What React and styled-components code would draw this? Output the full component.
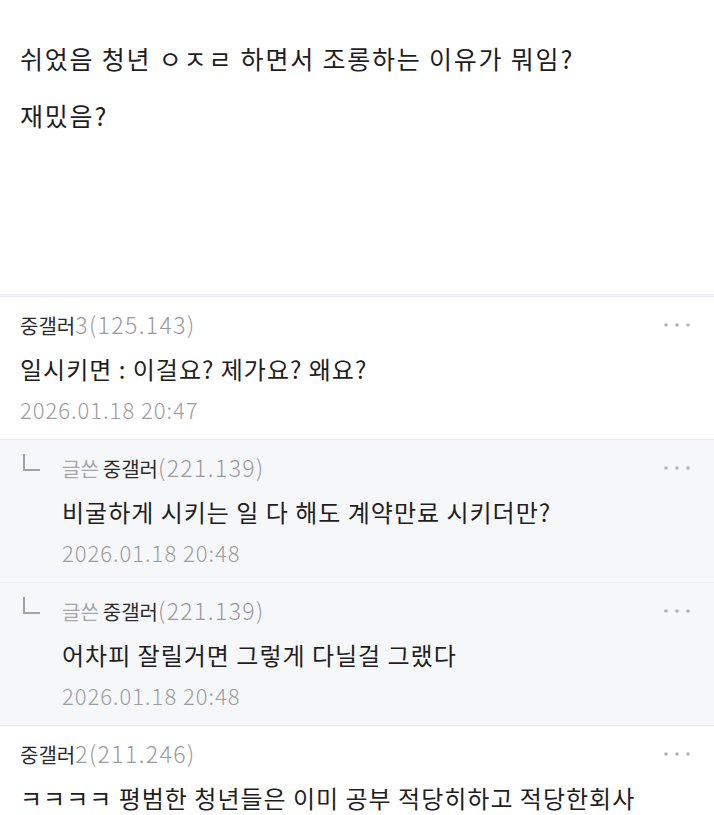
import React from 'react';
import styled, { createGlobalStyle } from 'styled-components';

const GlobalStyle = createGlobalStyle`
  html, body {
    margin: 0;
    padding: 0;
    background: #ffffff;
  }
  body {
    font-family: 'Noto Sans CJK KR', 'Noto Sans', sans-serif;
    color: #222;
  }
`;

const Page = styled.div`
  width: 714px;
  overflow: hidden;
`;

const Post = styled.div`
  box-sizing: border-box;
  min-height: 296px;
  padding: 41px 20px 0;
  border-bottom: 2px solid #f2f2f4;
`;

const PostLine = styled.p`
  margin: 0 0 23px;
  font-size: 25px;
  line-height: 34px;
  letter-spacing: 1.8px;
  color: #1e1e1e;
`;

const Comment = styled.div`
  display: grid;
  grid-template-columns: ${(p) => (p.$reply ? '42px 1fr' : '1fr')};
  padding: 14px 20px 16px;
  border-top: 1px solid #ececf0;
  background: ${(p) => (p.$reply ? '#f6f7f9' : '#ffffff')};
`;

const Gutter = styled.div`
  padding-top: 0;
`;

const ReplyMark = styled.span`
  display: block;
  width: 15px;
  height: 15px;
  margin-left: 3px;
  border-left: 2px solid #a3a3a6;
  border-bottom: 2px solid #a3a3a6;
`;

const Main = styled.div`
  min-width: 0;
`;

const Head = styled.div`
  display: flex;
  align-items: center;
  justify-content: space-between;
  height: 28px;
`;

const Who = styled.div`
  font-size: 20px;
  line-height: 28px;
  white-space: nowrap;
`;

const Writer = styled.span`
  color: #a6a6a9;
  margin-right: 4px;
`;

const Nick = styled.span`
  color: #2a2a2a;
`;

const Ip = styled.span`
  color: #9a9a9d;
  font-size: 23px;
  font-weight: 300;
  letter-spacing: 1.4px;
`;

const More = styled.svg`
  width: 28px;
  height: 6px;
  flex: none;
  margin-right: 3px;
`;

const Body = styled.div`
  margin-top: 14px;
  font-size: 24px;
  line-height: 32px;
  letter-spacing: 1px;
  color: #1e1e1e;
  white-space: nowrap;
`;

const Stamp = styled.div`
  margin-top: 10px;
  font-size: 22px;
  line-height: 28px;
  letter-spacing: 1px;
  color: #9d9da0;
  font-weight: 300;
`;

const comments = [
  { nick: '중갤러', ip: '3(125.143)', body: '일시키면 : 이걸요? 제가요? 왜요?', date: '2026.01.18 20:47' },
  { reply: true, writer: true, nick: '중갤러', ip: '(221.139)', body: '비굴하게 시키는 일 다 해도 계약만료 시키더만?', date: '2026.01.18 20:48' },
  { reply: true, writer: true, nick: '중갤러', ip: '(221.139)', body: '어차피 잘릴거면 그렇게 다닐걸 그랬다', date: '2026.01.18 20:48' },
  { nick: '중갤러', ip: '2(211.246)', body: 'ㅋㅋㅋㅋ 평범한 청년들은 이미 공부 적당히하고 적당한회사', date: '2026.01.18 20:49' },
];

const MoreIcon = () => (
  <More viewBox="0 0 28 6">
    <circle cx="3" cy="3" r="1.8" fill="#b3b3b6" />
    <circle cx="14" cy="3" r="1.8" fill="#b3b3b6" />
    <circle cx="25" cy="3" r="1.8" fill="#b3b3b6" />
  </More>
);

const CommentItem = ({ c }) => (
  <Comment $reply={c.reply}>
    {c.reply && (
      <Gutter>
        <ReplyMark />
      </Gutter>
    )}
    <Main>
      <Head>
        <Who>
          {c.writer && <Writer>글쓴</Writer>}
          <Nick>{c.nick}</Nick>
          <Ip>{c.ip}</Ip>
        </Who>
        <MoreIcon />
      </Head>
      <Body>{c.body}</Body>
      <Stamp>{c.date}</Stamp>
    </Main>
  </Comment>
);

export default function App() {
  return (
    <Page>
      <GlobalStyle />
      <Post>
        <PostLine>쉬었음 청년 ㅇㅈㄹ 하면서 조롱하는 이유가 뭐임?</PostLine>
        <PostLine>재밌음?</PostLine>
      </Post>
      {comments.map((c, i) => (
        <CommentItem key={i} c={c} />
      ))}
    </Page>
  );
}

⁂

Required work
What is needed is an exact reproduction of the data, pictures excluded.

Result of this exercise
What React and styled-components code would draw this? Output the full component.
import React from 'react';
import styled, { createGlobalStyle } from 'styled-components';

const GlobalStyle = createGlobalStyle`
  html, body {
    margin: 0;
    padding: 0;
    background: #ffffff;
  }
  body {
    font-family: 'Noto Sans CJK KR', 'Noto Sans', sans-serif;
    color: #222;
  }
`;

const Page = styled.div`
  width: 714px;
  overflow: hidden;
`;

const Post = styled.div`
  box-sizing: border-box;
  min-height: 296px;
  padding: 41px 20px 0;
  border-bottom: 2px solid #f2f2f4;
`;

const PostLine = styled.p`
  margin: 0 0 23px;
  font-size: 25px;
  line-height: 34px;
  letter-spacing: 1.8px;
  color: #1e1e1e;
`;

const Comment = styled.div`
  display: grid;
  grid-template-columns: ${(p) => (p.$reply ? '42px 1fr' : '1fr')};
  padding: 14px 20px 16px;
  border-top: 1px solid #ececf0;
  background: ${(p) => (p.$reply ? '#f6f7f9' : '#ffffff')};
`;

const Gutter = styled.div`
  padding-top: 0;
`;

const ReplyMark = styled.span`
  display: block;
  width: 15px;
  height: 15px;
  margin-left: 3px;
  border-left: 2px solid #a3a3a6;
  border-bottom: 2px solid #a3a3a6;
`;

const Main = styled.div`
  min-width: 0;
`;

const Head = styled.div`
  display: flex;
  align-items: center;
  justify-content: space-between;
  height: 28px;
`;

const Who = styled.div`
  font-size: 20px;
  line-height: 28px;
  white-space: nowrap;
`;

const Writer = styled.span`
  color: #a6a6a9;
  margin-right: 4px;
`;

const Nick = styled.span`
  color: #2a2a2a;
`;

const Ip = styled.span`
  color: #9a9a9d;
  font-size: 23px;
  font-weight: 300;
  letter-spacing: 1.4px;
`;

const More = styled.svg`
  width: 28px;
  height: 6px;
  flex: none;
  margin-right: 3px;
`;

const Body = styled.div`
  margin-top: 14px;
  font-size: 24px;
  line-height: 32px;
  letter-spacing: 1px;
  color: #1e1e1e;
  white-space: nowrap;
`;

const Stamp = styled.div`
  margin-top: 10px;
  font-size: 22px;
  line-height: 28px;
  letter-spacing: 1px;
  color: #9d9da0;
  font-weight: 300;
`;

const comments = [
  { nick: '중갤러', ip: '3(125.143)', body: '일시키면 : 이걸요? 제가요? 왜요?', date: '2026.01.18 20:47' },
  { reply: true, writer: true, nick: '중갤러', ip: '(221.139)', body: '비굴하게 시키는 일 다 해도 계약만료 시키더만?', date: '2026.01.18 20:48' },
  { reply: true, writer: true, nick: '중갤러', ip: '(221.139)', body: '어차피 잘릴거면 그렇게 다닐걸 그랬다', date: '2026.01.18 20:48' },
  { nick: '중갤러', ip: '2(211.246)', body: 'ㅋㅋㅋㅋ 평범한 청년들은 이미 공부 적당히하고 적당한회사', date: '2026.01.18 20:49' },
];

const MoreIcon = () => (
  <More viewBox="0 0 28 6">
    <circle cx="3" cy="3" r="1.8" fill="#b3b3b6" />
    <circle cx="14" cy="3" r="1.8" fill="#b3b3b6" />
    <circle cx="25" cy="3" r="1.8" fill="#b3b3b6" />
  </More>
);

const CommentItem = ({ c }) => (
  <Comment $reply={c.reply}>
    {c.reply && (
      <Gutter>
        <ReplyMark />
      </Gutter>
    )}
    <Main>
      <Head>
        <Who>
          {c.writer && <Writer>글쓴</Writer>}
          <Nick>{c.nick}</Nick>
          <Ip>{c.ip}</Ip>
        </Who>
        <MoreIcon />
      </Head>
      <Body>{c.body}</Body>
      <Stamp>{c.date}</Stamp>
    </Main>
  </Comment>
);

export default function App() {
  return (
    <Page>
      <GlobalStyle />
      <Post>
        <PostLine>쉬었음 청년 ㅇㅈㄹ 하면서 조롱하는 이유가 뭐임?</PostLine>
        <PostLine>재밌음?</PostLine>
      </Post>
      {comments.map((c, i) => (
        <CommentItem key={i} c={c} />
      ))}
    </Page>
  );
}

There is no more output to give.